_THE PROBLEM_
Select every line holding the word "this" and copy it.

_DATA EXTRACT_
-*-*-

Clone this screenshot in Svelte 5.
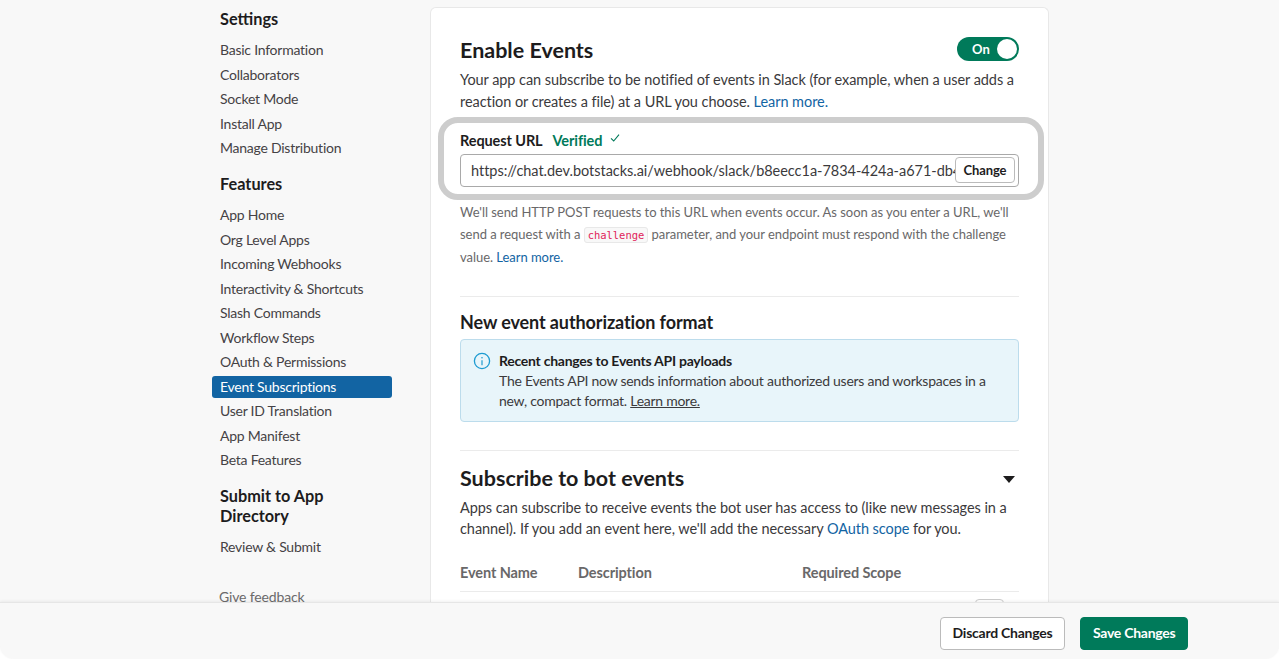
<script lang="ts">
    const settings = ["Basic Information", "Collaborators", "Socket Mode", "Install App", "Manage Distribution"];
    const features = [
        "App Home",
        "Org Level Apps",
        "Incoming Webhooks",
        "Interactivity & Shortcuts",
        "Slash Commands",
        "Workflow Steps",
        "OAuth & Permissions",
        "Event Subscriptions",
        "User ID Translation",
        "App Manifest",
        "Beta Features",
    ];
    const active = "Event Subscriptions";
    const url = "https://chat.dev.botstacks.ai/webhook/slack/b8eecc1a-7834-424a-a671-db4e0c1f7d22";
</script>

{#snippet navList(items: string[])}
    <ul class="nav-list">
        {#each items as item}
            <li class="nav-item" class:active={item === active}>{item}</li>
        {/each}
    </ul>
{/snippet}

<div class="page">
    <div class="main">
        <nav class="sidebar">
            <h3 class="nav-title">Settings</h3>
            {@render navList(settings)}
            <h3 class="nav-title">Features</h3>
            {@render navList(features)}
            <h3 class="nav-title">Submit to App Directory</h3>
            {@render navList(["Review & Submit"])}
            <div class="feedback">Give feedback</div>
        </nav>

        <main class="card">
            <div class="title-row">
                <h2 class="h-large">Enable Events</h2>
                <div class="toggle">
                    <span>On</span>
                    <i class="knob"></i>
                </div>
            </div>
            <p class="body-text">
                Your app can subscribe to be notified of events in Slack (for example, when a user adds a
                reaction or creates a file) at a URL you choose. <a href="#top">Learn more.</a>
            </p>

            <div class="highlight">
                <div class="url-label">
                    <strong>Request URL</strong>
                    <span class="verified">Verified</span>
                    <svg class="check" viewBox="0 0 10 10" width="10" height="10">
                        <path d="M1 5.4 3.7 8 9 1.6" fill="none" stroke="#007a5a" stroke-width="1.1" />
                    </svg>
                </div>
                <div class="url-field">
                    <span class="url-text">{url}</span>
                    <button class="change">Change</button>
                </div>
            </div>

            <p class="hint">
                We'll send HTTP POST requests to this URL when events occur. As soon as you enter a URL, we'll
                send a request with a <code>challenge</code> parameter, and your endpoint must respond with the challenge
                value. <a href="#top">Learn more.</a>
            </p>

            <hr class="first-rule" />

            <h3 class="h-small">New event authorization format</h3>
            <div class="notice">
                <svg class="info" viewBox="0 0 18 18" width="18" height="18">
                    <circle cx="9" cy="9" r="7.6" fill="none" stroke="#1d9bd1" stroke-width="1.3" />
                    <circle cx="9" cy="5.7" r="0.8" fill="#1d9bd1" />
                    <path d="M9 8.2v5" stroke="#1d9bd1" stroke-width="1.2" />
                </svg>
                <div>
                    <strong>Recent changes to Events API payloads</strong><br />
                    The Events API now sends information about authorized users and workspaces in a
                    new, compact format. <u>Learn more.</u>
                </div>
            </div>

            <hr class="second-rule" />

            <div class="title-row sub-title">
                <h2 class="h-large">Subscribe to bot events</h2>
                <i class="caret"></i>
            </div>
            <p class="body-text">
                Apps can subscribe to receive events the bot user has access to (like new messages in a
                channel). If you add an event here, we'll add the necessary <a href="#top">OAuth scope</a> for you.
            </p>

            <div class="table-head">
                <span>Event Name</span>
                <span>Description</span>
                <span>Required Scope</span>
            </div>
            <div class="table-row">
                <i class="row-btn"></i>
            </div>
        </main>
    </div>

    <footer class="footer">
        <button class="btn">Discard Changes</button>
        <button class="btn primary">Save Changes</button>
    </footer>
</div>

<style>
    :global(body) {
        margin: 0;
        font-family: Lato, "Open Sans", sans-serif;
        color: #1d1c1d;
    }

    .page {
        display: flex;
        flex-direction: column;
        height: 100vh;
        overflow: hidden;
        background: #fff;
    }

    .main {
        flex: 1;
        min-height: 0;
        overflow: hidden;
        display: flex;
        align-items: flex-start;
        gap: 38px;
        padding-left: 212px;
        background: #f8f8f8;
    }

    .sidebar {
        width: 180px;
        flex: none;
        padding-top: 9px;
    }

    .nav-title {
        margin: 0 8px 10px;
        font-size: 16.3px;
        line-height: 20px;
        font-weight: 700;
    }

    .nav-list {
        list-style: none;
        margin: 0 0 15px;
        padding: 0;
    }

    .nav-item {
        height: 22px;
        margin-bottom: 2.5px;
        padding: 0 8px;
        border-radius: 3px;
        font-size: 14px;
        line-height: 22px;
        letter-spacing: -0.24px;
        color: #454245;
    }

    .nav-item.active {
        background: #1264a3;
        color: #fff;
    }

    .feedback {
        margin: 29px 7px 0;
        font-size: 14px;
        line-height: 20px;
        letter-spacing: -0.15px;
        color: #6b6a6b;
    }

    .card {
        width: 559px;
        flex: none;
        margin-top: 7px;
        padding: 28px 29px 0;
        background: #fff;
        border: 1px solid #e8e8e8;
        border-bottom: none;
        border-radius: 6px 6px 0 0;
    }

    .title-row {
        display: flex;
        align-items: center;
        justify-content: space-between;
        height: 28px;
    }

    .h-large {
        margin: 0;
        font-size: 21.5px;
        line-height: 28px;
        font-weight: 700;
        color: #1d1c1d;
    }

    .toggle {
        display: flex;
        align-items: center;
        justify-content: space-between;
        box-sizing: border-box;
        width: 62px;
        height: 24px;
        margin-top: -2px;
        padding: 0 2px 0 15px;
        border-radius: 12px;
        background: #007a5a;
        color: #fff;
        font-size: 13px;
        font-weight: 700;
    }

    .knob {
        width: 20px;
        height: 20px;
        border-radius: 50%;
        background: #fff;
    }

    .body-text {
        margin: 5px 0 0;
        font-size: 14.5px;
        line-height: 21.5px;
        letter-spacing: -0.06px;
        color: #3b3a3c;
    }

    a {
        color: #1264a3;
        text-decoration: none;
    }

    .highlight {
        box-sizing: border-box;
        height: 83px;
        margin: 5px -25px 0 -22px;
        padding: 7px 19px 0 16px;
        border: 6px solid #cdcdcd;
        border-radius: 20px;
    }

    .url-label {
        display: flex;
        align-items: center;
        height: 20px;
        font-size: 14.5px;
    }

    .url-label strong {
        font-weight: 700;
        letter-spacing: -0.1px;
        color: #1d1c1d;
    }

    .verified {
        margin-left: 10px;
        color: #007a5a;
        font-weight: 700;
        letter-spacing: -0.1px;
    }

    .check {
        margin: -4px 0 0 8px;
    }

    .url-field {
        position: relative;
        display: flex;
        align-items: center;
        box-sizing: border-box;
        height: 33px;
        margin-top: 4px;
        padding-left: 10px;
        border: 1px solid #a9a9a9;
        border-radius: 4px;
        font-size: 14.5px;
        letter-spacing: -0.03px;
        color: #3b3a3c;
    }

    .url-text {
        width: 484px;
        overflow: hidden;
        white-space: nowrap;
    }

    .change {
        position: absolute;
        right: 3px;
        top: 2px;
        width: 60px;
        height: 26px;
        padding: 0;
        border: 1px solid #bbb;
        border-radius: 4px;
        background: #fff;
        font: 700 13px Lato, sans-serif;
        letter-spacing: -0.1px;
        color: #1d1c1d;
    }

    .hint {
        margin: 1px 0 0;
        font-size: 13px;
        line-height: 22.3px;
        letter-spacing: -0.04px;
        color: #696869;
    }

    code {
        padding: 1px 3px;
        border: 1px solid #e8e8e8;
        border-radius: 3px;
        background: #f8f8f8;
        font-family: "DejaVu Sans Mono", "Liberation Mono", monospace;
        font-size: 10.5px;
        line-height: 1;
        color: #e01e5a;
    }

    hr {
        margin: 0;
        border: none;
        border-top: 1px solid #ebebeb;
    }

    .first-rule {
        margin-top: 28px;
    }

    .second-rule {
        margin-top: 28px;
    }

    .h-small {
        margin: 14px 0 6px;
        font-size: 18px;
        line-height: 22px;
        font-weight: 700;
        letter-spacing: -0.1px;
        color: #1d1c1d;
    }

    .notice {
        display: flex;
        gap: 8px;
        box-sizing: border-box;
        height: 83px;
        padding: 11px 12px;
        border: 1px solid #bcdcec;
        border-radius: 4px;
        background: #e8f5fa;
        font-size: 14px;
        line-height: 20px;
        letter-spacing: -0.26px;
        color: #3b3a3c;
    }

    .notice strong {
        font-weight: 700;
        color: #1d1c1d;
    }

    .info {
        flex: none;
        margin-top: 1px;
    }

    .sub-title {
        margin-top: 13px;
    }

    .caret {
        width: 0;
        height: 0;
        margin: 4px 4px 0 0;
        border-style: solid;
        border-width: 7px 6px 0;
        border-color: #1d1c1d transparent transparent;
    }

    .table-head {
        display: flex;
        height: 36px;
        align-items: center;
        margin-top: 15px;
        border-bottom: 1px solid #ebebeb;
        font-size: 14.5px;
        font-weight: 700;
        letter-spacing: -0.1px;
        color: #696869;
    }

    .table-head span:nth-child(1) {
        width: 118px;
    }

    .table-head span:nth-child(2) {
        width: 224px;
    }

    .table-row {
        display: flex;
        justify-content: flex-end;
        padding: 7px 15px 0 0;
        height: 40px;
    }

    .row-btn {
        width: 27px;
        height: 27px;
        border: 1px solid #ccc;
        border-radius: 4px;
    }

    .footer {
        position: relative;
        flex: none;
        display: flex;
        justify-content: flex-end;
        align-items: flex-start;
        gap: 15px;
        box-sizing: border-box;
        height: 57px;
        padding: 14px 91px 0 0;
        background: #f8f8f8;
        border-top: 1px solid #e6e6e6;
        border-radius: 0 0 14px 14px;
        box-shadow: 0 -1px 3px rgba(0, 0, 0, 0.06);
    }

    .btn {
        box-sizing: border-box;
        height: 33px;
        padding: 0 12px 2px;
        border: 1px solid #bbb;
        border-radius: 4px;
        background: #fff;
        font: 700 14px Lato, sans-serif;
        letter-spacing: -0.25px;
        color: #1d1c1d;
    }

    .btn.primary {
        padding: 0 11.5px 2px;
        border-color: #007a5a;
        background: #007a5a;
        color: #fff;
    }
</style>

-*-*-

_OUTPUT OF THE EXERCISE_
Clone this screenshot in Svelte 5.
                We'll send HTTP POST requests to this URL when events occur. As soon as you enter a URL, we'll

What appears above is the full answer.